[llvm-dev] [RFC] Introduce a new stepvector operation

Thu Jan 21 14:45:01 PST 2021

> Playing Devil's Advocate here...

> Shuffle vector accepts any mask, right? Would we be in the business of scaling *any* mask the user gives with '...'?

> E.g. a zip_lo would be <0, 4, 1, 5, ...>, right? If that's true, I'm assuming that we could pluck any number of elements from each operand in any order. Is that what you were thinking? Or are there restrictions on what this generic form can accept?

A lot of these more complicated shuffles would require us to be able to use `vscale` in expressions. For example, zip_lo is actually <0, vscale * 4, 1, (vscale * 4) + 1, ...>

> And also consider something like reverse:

> %r = shufflevector <vscale x 4 x float> %1, <vscale x 4 x float> undef, <4 x i32> <i32 3, i32 0, ...>

> That's ambiguous. Does it mean:

> <7, 6, 5, 4, 3, 2, 1, 0>

> Or:

> <3, 2, 1, 0, 7, 6, 5, 4>

For your reverse example, you actually will get <3, 0, -3, -6, ...>. Reverse would be <(vscale * 4) - 1, (vscale * 4) - 2, ...>.

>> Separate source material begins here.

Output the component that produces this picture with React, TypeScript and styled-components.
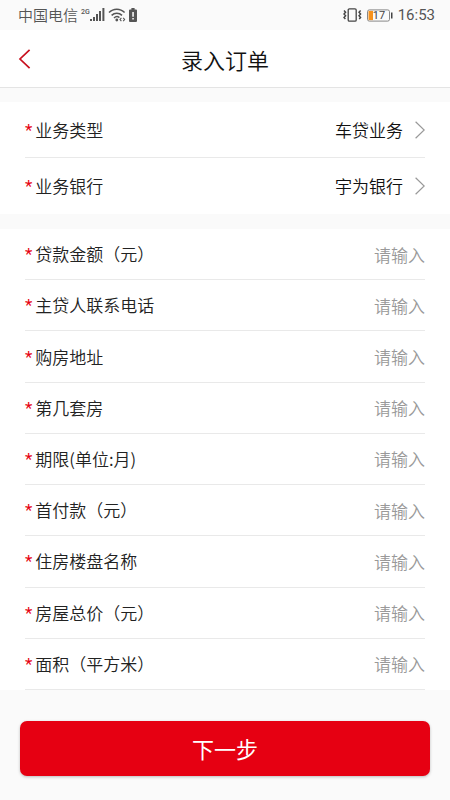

As a starting point, I'm only suggesting we add linear patterns. <n, m, ...> is never ambiguous; in geometric terms, n is the origin of a ray, and m - n is the vector that forms the direction of the ray. I think this would give us a lot of value: it would enable the loop vectorizer to use getStepVector for scalable vectors, it would enable many new shufflevector patterns, it would make the IR easier to read, and it might even make the compiler faster by not having to iterate over masks to see if they are a stepvector mask. (I don't know how often we do this, if at all)

If we allowed vscale and arithmetic operators to be used in vector patterns, it would enable more shuffles. This may be worth doing, but it might overcomplicate the code, and it would require `vscale` to be a constant. If we allowed non-linear patterns, it would enable even more. No programming language that I'm familiar with that has this sort of thing tries to support non-linear patterns.

Personally, I think shufflevector tries to do too much. For the shuffles that are really needed, and can't be represented with a linear pattern mask, we should probably just add intrinsics or instructions for them.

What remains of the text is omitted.